直近の決算では当期純利益がまだ赤字な為、ROEやROAはマイナスとなっており、PERは算出不能となっています。
ただ、既に時価総額1,557億円と大きく、テンバガー要件として設定している基準とは大きく乖離しています。
また、株価も5,000円と高い為、テーマ株として注目されるようなことになったとしてもすぐにテンバガーを達成するのは難しそうです。
チャート

5/15時点の週足チャートです。
上場後、3,500~6,500円の間でのレンジ相場となっています。
レンジをどちらに抜けるか、現段階では判断が難しい状況ですね。
個人的には、無理に今の段階でエントリーする必要はないかなといった印象を受けます。
まとめ
新型コロナの影響でリモートワークや在宅での勤務が拡大していることを背景に、「Sansan」の新機能として「オンライン名刺/オンライン名刺交換」の提供を予定するなど、今後も新しいサービスを生み出してくれるのではないかという期待が持てる企業です。

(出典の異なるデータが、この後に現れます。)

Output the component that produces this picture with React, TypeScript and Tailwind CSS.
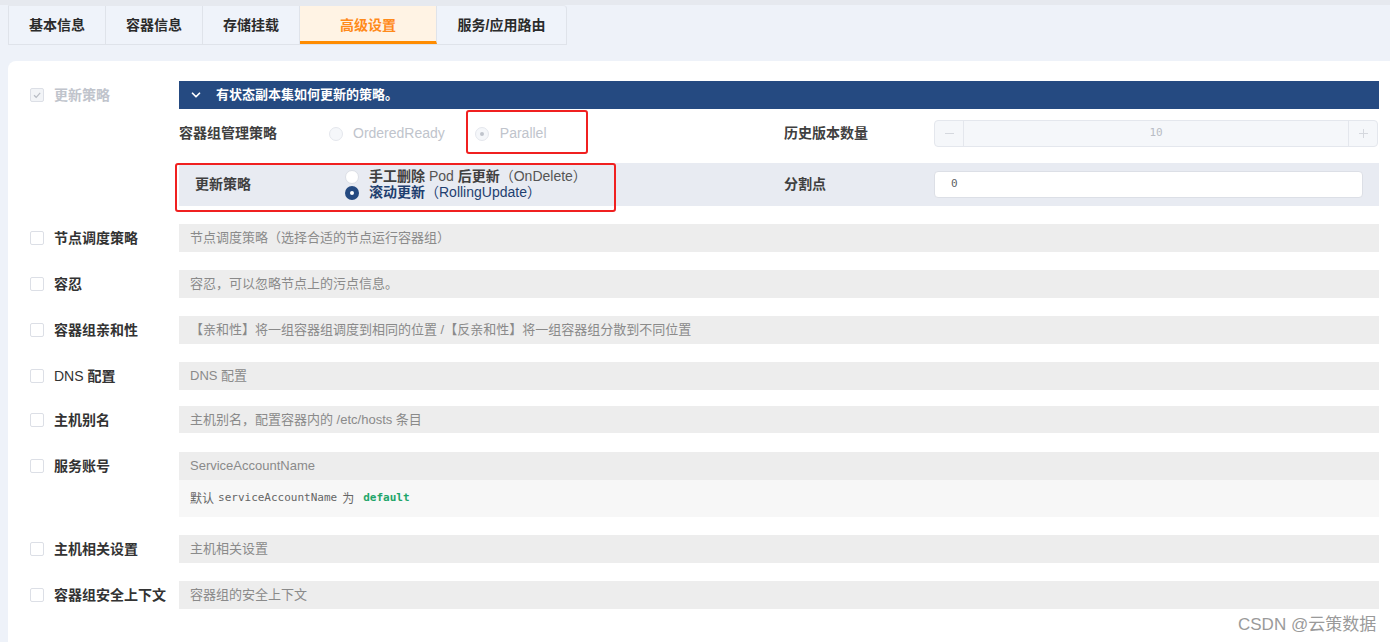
import React from "react";

const CJK = "font-['Liberation_Sans','Noto_Sans_CJK_SC',sans-serif]";

function Checkbox({ checked = false }: { checked?: boolean }) {
  if (checked) {
    return (
      <span className="flex h-[14px] w-[14px] shrink-0 items-center justify-center rounded-[2px] border border-[#dcdfe6] bg-[#f2f4f7]">
        <svg width="10" height="10" viewBox="0 0 10 10">
          <path d="M2 5.2 L4.2 7.3 L8.2 2.8" fill="none" stroke="#b8bcc4" strokeWidth="1.2" />
        </svg>
      </span>
    );
  }
  return <span className="h-[14px] w-[14px] shrink-0 rounded-[2px] border border-[#dcdfe6] bg-white" />;
}

function Radio({ kind }: { kind: "off" | "disabledOff" | "disabledOn" | "on" }) {
  if (kind === "on") {
    return (
      <span className="flex h-[14px] w-[14px] shrink-0 items-center justify-center rounded-full bg-[#254a81]">
        <span className="h-[4px] w-[4px] rounded-full bg-white" />
      </span>
    );
  }
  if (kind === "disabledOn") {
    return (
      <span className="flex h-[14px] w-[14px] shrink-0 items-center justify-center rounded-full border border-[#e4e7ed] bg-[#f5f7fa]">
        <span className="h-[4px] w-[4px] rounded-full bg-[#c0c4cc]" />
      </span>
    );
  }
  if (kind === "disabledOff") {
    return <span className="h-[14px] w-[14px] shrink-0 rounded-full border border-[#e4e7ed] bg-[#f5f7fa]" />;
  }
  return <span className="h-[14px] w-[14px] shrink-0 rounded-full border border-[#dcdfe6] bg-white" />;
}

function Row({
  label,
  children,
  mt = "mt-[18px]",
}: {
  label: React.ReactNode;
  children: React.ReactNode;
  mt?: string;
}) {
  return (
    <div className={`flex items-start ${mt}`}>
      <div className="flex h-[28px] w-[171px] shrink-0 items-center gap-[10px] pl-[22px]">
        <Checkbox />
        <span className="text-[14px] font-bold text-[#333]">{label}</span>
      </div>
      <div className="w-[1200px]">{children}</div>
    </div>
  );
}

function Bar({ text, h = "h-[28px]" }: { text: React.ReactNode; h?: string }) {
  return (
    <div className={`flex ${h} items-center bg-[#ededed] pl-[11px] text-[13px] text-[#8a8a8a]`}>{text}</div>
  );
}

export default function App() {
  const tabs = ["基本信息", "容器信息", "存储挂载", "高级设置", "服务/应用路由"];
  const widths = ["w-[97px]", "w-[97px]", "w-[97px]", "w-[137px]", "w-[129px]"];
  return (
    <div className={`relative h-[642px] w-[1390px] overflow-hidden bg-[#eef2f9] ${CJK}`}>
      <div className="h-[5px] bg-[#e6e9ef]" />
      {/* tabs */}
      <div className="ml-[8px] flex h-[40px] w-fit rounded-tr-[4px] border border-b-[#dfe3ea] border-l-[#dfe3ea] border-r-[#dfe3ea] border-t-[#e6e9ef] bg-[#eff3fa]">
        {tabs.map((t, i) => {
          const active = i === 3;
          return (
            <div
              key={t}
              className={`flex ${widths[i]} items-center justify-center text-[14px] font-bold ${
                i < 4 ? "border-r border-[#dfe3ea]" : ""
              } ${active ? "border-b-[3px] border-b-[#ff8c00] bg-[#fff3e4] pt-[3px] text-[#ff8a1a]" : "text-[#2b2b2b]"}`}
            >
              {t}
            </div>
          );
        })}
      </div>
      {/* card */}
      <div className="ml-[8px] mt-[16px] h-[600px] rounded-tl-[8px] bg-white pt-[20px]">
        {/* update strategy row */}
        <div className="flex items-start">
          <div className="flex h-[28px] w-[171px] shrink-0 items-center gap-[10px] pl-[22px]">
            <Checkbox checked />
            <span className="text-[14px] font-bold text-[#c0c4cc]">更新策略</span>
          </div>
          <div className="w-[1200px]">
            <div className="flex h-[28px] items-center bg-[#254a81] pl-[10px] text-white">
              <svg width="14" height="14" viewBox="0 0 24 24" fill="none" stroke="white" strokeWidth="3" strokeLinecap="round" strokeLinejoin="round">
                <path d="M6 9l6 6 6-6" />
              </svg>
              <span className="ml-[13px] text-[13px] font-bold">有状态副本集如何更新的策略。</span>
            </div>
            <div className="mt-[11px] flex h-[27px] items-center">
              <div className="flex w-[605px] items-center">
                <span className="w-[150px] text-[14px] font-bold text-[#404040]">容器组管理策略</span>
                <div className="flex items-center gap-[10px]">
                  <Radio kind="disabledOff" />
                  <span className="text-[14px] text-[#c0c4cc]">OrderedReady</span>
                </div>
                <div className="ml-[30px] flex items-center gap-[11px]">
                  <Radio kind="disabledOn" />
                  <span className="text-[14px] text-[#c0c4cc]">Parallel</span>
                </div>
              </div>
              <div className="flex w-[595px] items-center">
                <span className="w-[150px] text-[14px] font-bold text-[#404040]">历史版本数量</span>
                <div className="flex h-[27px] w-[444px] items-stretch rounded-[4px] border border-[#e4e7ed] bg-[#f5f7fa]">
                  <div className="flex w-[29px] items-center justify-center border-r border-[#e4e7ed]">
                    <span className="h-px w-[9px] bg-[#d5d8de]" />
                  </div>
                  <div className="flex flex-1 items-center justify-center font-['DejaVu_Sans_Mono',monospace] text-[11px] text-[#b8bcc4]">
                    10
                  </div>
                  <div className="relative flex w-[29px] items-center justify-center border-l border-[#e4e7ed]">
                    <span className="absolute h-px w-[9px] bg-[#d5d8de]" />
                    <span className="absolute h-[9px] w-px bg-[#d5d8de]" />
                  </div>
                </div>
              </div>
            </div>
            <div className="mt-[16px] flex h-[43px] items-center bg-[#e8ebf2]">
              <div className="flex w-[605px] items-center pl-[16px]">
                <span className="w-[150px] text-[14px] font-bold text-[#404040]">更新策略</span>
                <div className="flex flex-col">
                  <div className="flex h-[16px] items-center gap-[10px]">
                    <Radio kind="off" />
                    <span className="text-[14px] text-[#555]">
                      <b className="text-[#404040]">手工删除</b> Pod <b className="text-[#404040]">后更新</b>（OnDelete）
                    </span>
                  </div>
                  <div className="flex h-[16px] items-center gap-[10px]">
                    <Radio kind="on" />
                    <span className="text-[14px] text-[#1f3f70]">
                      <b>滚动更新</b>（RollingUpdate）
                    </span>
                  </div>
                </div>
              </div>
              <div className="flex w-[595px] items-center">
                <span className="w-[150px] text-[14px] font-bold text-[#404040]">分割点</span>
                <div className="flex h-[27px] w-[429px] items-center rounded-[4px] border border-[#dcdfe6] bg-white pl-[16px] font-['DejaVu_Sans_Mono',monospace] text-[11px] text-[#606266]">
                  0
                </div>
              </div>
            </div>
          </div>
        </div>

        <Row label="节点调度策略">
          <Bar text="节点调度策略（选择合适的节点运行容器组）" />
        </Row>
        <Row label="容忍">
          <Bar text="容忍，可以忽略节点上的污点信息。" />
        </Row>
        <Row label="容器组亲和性">
          <Bar text="【亲和性】将一组容器组调度到相同的位置 /【反亲和性】将一组容器组分散到不同位置" />
        </Row>
        <Row
          label={
            <>
              <span className="font-normal">DNS</span> 配置
            </>
          }
        >
          <Bar text="DNS 配置" />
        </Row>
        <Row label="主机别名" mt="mt-[16px]">
          <Bar h="h-[27px]" text="主机别名，配置容器内的 /etc/hosts 条目" />
        </Row>
        <Row label="服务账号">
          <Bar text="ServiceAccountName" />
          <div className="flex h-[37px] items-center bg-[#f7f7f7] pl-[11px] text-[11px] text-[#666]">
            <span className="text-[12px]">默认</span>
            <span className="ml-[4px] font-['DejaVu_Sans_Mono',monospace]">serviceAccountName</span>
            <span className="ml-[5px] text-[12px]">为</span>
            <span className="ml-[9px] font-['DejaVu_Sans_Mono',monospace] font-bold text-[#1fa56a]">default</span>
          </div>
        </Row>
        <Row label="主机相关设置">
          <Bar text="主机相关设置" />
        </Row>
        <Row label="容器组安全上下文">
          <Bar text="容器组的安全上下文" />
        </Row>
      </div>

      {/* annotation boxes */}
      <div className="absolute left-[466px] top-[110px] h-[44px] w-[122px] rounded-[3px] border-[2.5px] border-[#f02020]" />
      <div className="absolute left-[175px] top-[163px] h-[49px] w-[441px] rounded-[3px] border-[2.5px] border-[#f02020]" />

      {/* watermark */}
      <div className="absolute left-[1238px] top-[612px] text-[17px] text-[#9a9a9a]">CSDN @云策数据</div>
    </div>
  );
}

ただ、テンバガーを狙うという点で考えると時価総額の大きさや株価の高さから、短期スパンでの達成の可能性は低いのではないかと思います。
以上、Sansan株式会社の銘柄紹介となります。
ここで紹介した内容は購入を推奨するものではありません。あくまでも、自己責任において投資判断をお願いします。
最後まで読んで頂き、ありがとうございました。